UW's Don Brownlee to Discuss Stardust at February Meeting

By George Best
February Meeting

Don Brownlee
Professor of Astronomy
University of Washington

Wednesday, February 16
7:30 p.m.

A-102 Physics-Astronomy Bldg.
University of Washington

Come early at 7 p.m. to visit with your fellow members.

Bring your slides for after the program.
On February 6, 1999, NASA launched a discovery mission to collect samples from a comet and bring them back to Earth. The probe, called Stardust, will encounter comet Wild-2 in 2004. Paul Wild discovered the comet in 1978. Don Brownlee, of the University of Washington, will discuss Stardust at our February meeting.
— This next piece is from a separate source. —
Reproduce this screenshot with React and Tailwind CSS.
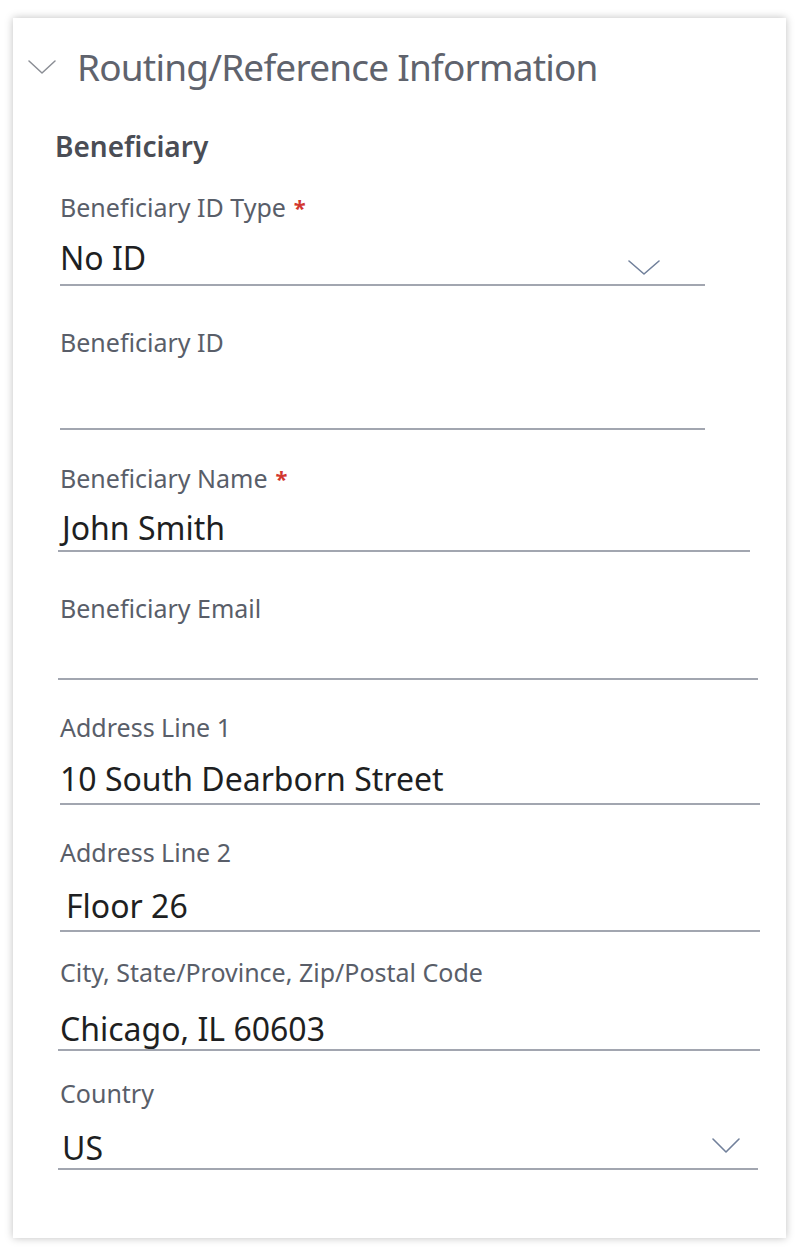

Stardust will collect samples from this comet and bring them back to Earth in 2006. The comet is now in an orbit out toward Jupiter. The comet's perihelion (closest point to the sun) is just inside the orbit of Jupiter. A Web site, http://stardust.jpl.nasa.gov, tells you where Stardust and the comet are at any given time. It is updated every 10 minutes. Stardust will fly by Earth in January 2001 for a gravity assist in its journey toward Wild-2.

Don Brownlee is Professor of Astronomy at the University of Washington. He got his PhD at the University of Washington in 1971, and has been with the University of Washington ever since. His main interest is Stardust. The meeting will be held on February 16 at 7:30 p.m. in the Physics/Astronomy building, room A102.